3. Prioritize surfaces that create long lived artifacts. Code signing, firmware signing, and long retention document signing usually dominate authenticity exposure. Key wrapping and archival encryption dominate confidentiality exposure.
4. Demand cryptographic agility from vendors. Procurement language should require algorithm agility, upgradeability, and roadmaps aligned to PQC standards trajectories. This reduces y structurally.
5. Pilot post quantum transitions where blast radius is controllable. Begin with internal services, controlled endpoints, and gateway termination where you can swap algorithms with fewer external dependencies.
6. For high assurance channels, evaluate quantum key distribution only where operationally justified. QKD is not a blanket internet solution today, but it can be meaningful for specific point to point links with extreme requirements and clear cost justification, as Mosca notes.
7. Institutional governance: mandate a plan, not a prediction. Mosca’s note explicitly emphasizes that business and policy decisions drive adoption, and that asking organizations to articulate a plan is a powerful lever.
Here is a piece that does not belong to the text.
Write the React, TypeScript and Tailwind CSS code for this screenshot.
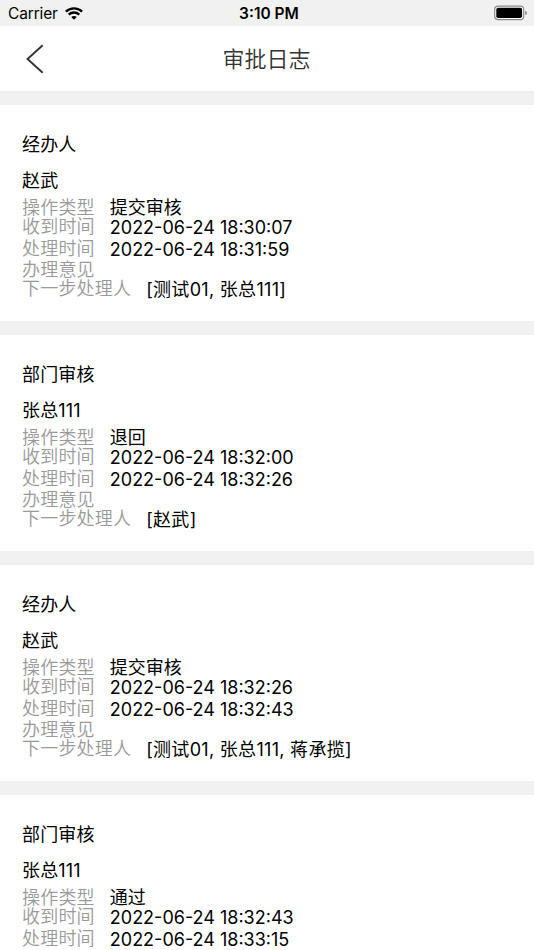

If you want a single sentence governance test derived from the paper, it is this: for every critical asset class, document x, estimate y from your architecture realities, and then decide whether you can tolerate the residual risk that z may arrive before you finish.

Closing interpretation

Mosca’s inequality is valuable because it forces temporal reasoning. The debate about when quantum computers will break RSA can remain uncertain. The inequality still compels action because x and y are often large, and both are created by present day organizational choices.

Enterprises and institutions that treat cryptography as a static technical control will discover y is longer than they assumed. Those that treat it as an architectural lifecycle capability can compress y, narrow the set of long lived quantum vulnerable artifacts they produce, and therefore reduce exposure even under uncertain z. That is the practical meaning of the inequality.